Once the project is completed later next year, it would be the terminus of a years-long effort to revamp the once-historic site. According to the borough website, the property was home to the Charles Williams Robard Estate, originally built in the 1850s by Charles Williams, a free African-American. It was occupied and owned by his family and descendants for nearly 160 years until it became vacant and rundown.
Fair Haven became interested in the property in 2009, and in 2014 acquired it for $1.2 million with financial assistance from Monmouth Conservation Foundation, Monmouth County and state Blue Acres and Green Acres programs.
Casagrande said conversations with the borough’s historic commission began in 2015 to demolish the house and make way for renovations.
“As historic as that house was, nothing is more historic than the river,” she said. “That house had to come down as part of this effort to allow for a passive park there.”

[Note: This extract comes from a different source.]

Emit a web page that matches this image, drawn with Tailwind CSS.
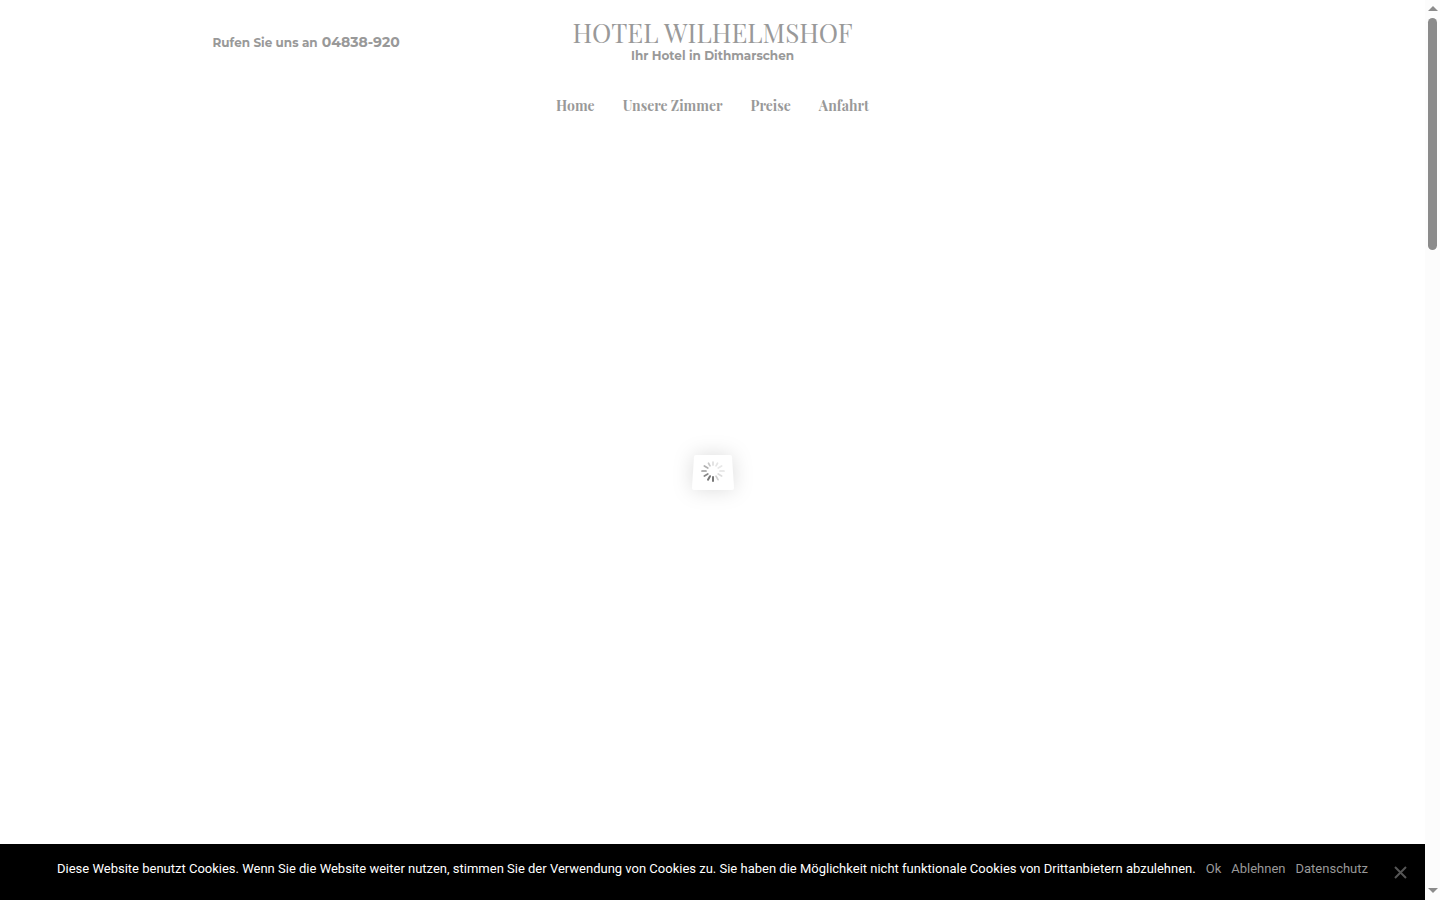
<!DOCTYPE html>
<html lang="de">
<head>
    <meta charset="UTF-8">
    <meta name="viewport" content="width=device-width, initial-scale=1.0">
    <title>Hotel Wilhelmshof</title>
    <script src="https://cdn.jsdelivr.net/npm/@tailwindcss/browser@4"></script>
</head>
<body class="flex h-screen overflow-hidden bg-white">
    <div class="relative flex min-w-0 flex-1 flex-col">
        <header class="mx-auto w-full max-w-[1000px] text-[#999999]">
            <div class="grid grid-cols-[1fr_auto_1fr] pt-[18px]">
                <p class="flex items-baseline gap-1 pt-[14px] font-['Montserrat','Inter',sans-serif] text-xs leading-5 font-bold">
                    Rufen Sie uns an
                    <a href="tel:04838920" class="text-sm leading-5">04838-920</a>
                </p>
                <div class="text-center">
                    <h1 class="font-['Playfair_Display','Liberation_Serif',serif] text-[26px] leading-[30px]"><a href="#">HOTEL WILHELMSHOF</a></h1>
                    <p class="font-['Montserrat','Inter',sans-serif] text-xs leading-4 font-bold">Ihr Hotel in Dithmarschen</p>
                </div>
            </div>
            <nav class="flex justify-center gap-7 pt-8 font-['Playfair_Display','Liberation_Serif',serif] text-sm leading-5 font-bold">
                <a href="#">Home</a>
                <a href="#">Unsere Zimmer</a>
                <a href="#">Preise</a>
                <a href="#">Anfahrt</a>
            </nav>
        </header>

        <!-- Loader -->
        <main class="flex flex-1 items-center justify-center pb-4">
            <svg class="overflow-visible drop-shadow-[0_0_10px_rgba(0,0,0,0.14)]" width="42" height="35" viewBox="0 0 42 35" role="img" aria-label="Laden">
                <path d="M4 0H38Q40 0 40 2L42 33Q42 35 40 35H2Q0 35 0 33L2 2Q2 0 4 0Z" fill="#fff"/>
                <g transform="translate(21 16)" stroke-width="1.7" stroke-linecap="round">
                    <path d="M0-6V-9" stroke="#dedede"/>
                    <path d="M0-6V-9" stroke="#e5e5e5" transform="rotate(30)"/>
                    <path d="M0-6V-10" stroke="#e8e8e8" transform="rotate(60)"/>
                    <path d="M0-7V-11" stroke="#e3e3e3" transform="rotate(90)"/>
                    <path d="M0-6V-10" stroke="#dddddd" transform="rotate(120)"/>
                    <path d="M0-6V-10" stroke="#d0d0d0" transform="rotate(150)"/>
                    <path d="M0-6V-10" stroke="#777777" stroke-width="2" transform="rotate(180)"/>
                    <path d="M0-6V-10" stroke="#777777" stroke-width="2" transform="rotate(210)"/>
                    <path d="M0-6V-10" stroke="#888888" transform="rotate(240)"/>
                    <path d="M0-7V-11" stroke="#999999" transform="rotate(270)"/>
                    <path d="M0-6V-10" stroke="#b0b0b0" transform="rotate(300)"/>
                    <path d="M0-6V-9" stroke="#c8c8c8" transform="rotate(330)"/>
                </g>
            </svg>
        </main>

        <!-- Cookie-Hinweis -->
        <div class="relative flex min-h-14 items-start justify-center gap-[10px] bg-black pt-[15px] font-['Roboto',sans-serif] text-[13px] leading-5 text-white">
            <span>Diese Website benutzt Cookies. Wenn Sie die Website weiter nutzen, stimmen Sie der Verwendung von Cookies zu. Sie haben die Möglichkeit nicht funktionale Cookies von Drittanbietern abzulehnen.</span>
            <a href="#" class="text-[#999999]">Ok</a>
            <a href="#" class="text-[#999999]">Ablehnen</a>
            <a href="#" class="text-[#999999]">Datenschutz</a>
            <button type="button" aria-label="Schließen" class="absolute top-[22px] right-[18px] text-[#555555]">
                <svg width="13" height="13" viewBox="0 0 13 13" fill="none" stroke="currentColor" stroke-width="2"><path d="M1 1L12 12M12 1L1 12"/></svg>
            </button>
        </div>
    </div>

    <!-- Scrollleiste -->
    <div class="flex w-[15px] shrink-0 flex-col items-center bg-[#fcfcfc] text-[#8b8b8b]" aria-hidden="true">
        <svg class="mt-[5px] mb-[7px] h-[6px] w-[10px] shrink-0" viewBox="0 0 10 6" fill="currentColor"><path d="M0 6L5 1L10 6Z"/></svg>
        <div class="h-[232px] w-[9px] rounded-full bg-[#8b8b8b]"></div>
        <svg class="mt-auto mb-[6px] h-[6px] w-[10px] shrink-0" viewBox="0 0 10 6" fill="currentColor"><path d="M0 0L5 5L10 0Z"/></svg>
    </div>
</body>
</html>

Casagrande said the 78 DeNormandie Ave. project is part of a borough-wide effort to give the public as access to the Navesink as possible. There’s a public boat ramp at the end of Battin Road which is planned for improvements. Pocket parks located at the end of Hance and Grange avenues are also being sought as part of a Monmouth County open space grant. And then there’s the public dock on Fair Haven Road, “which is probably one of our most used public assets in town,” she said.
“All of these projects together are part of us filling our obligation of keeping access to the waterfront for not only residents of Fair Haven, but the public in general,” Casagrande added.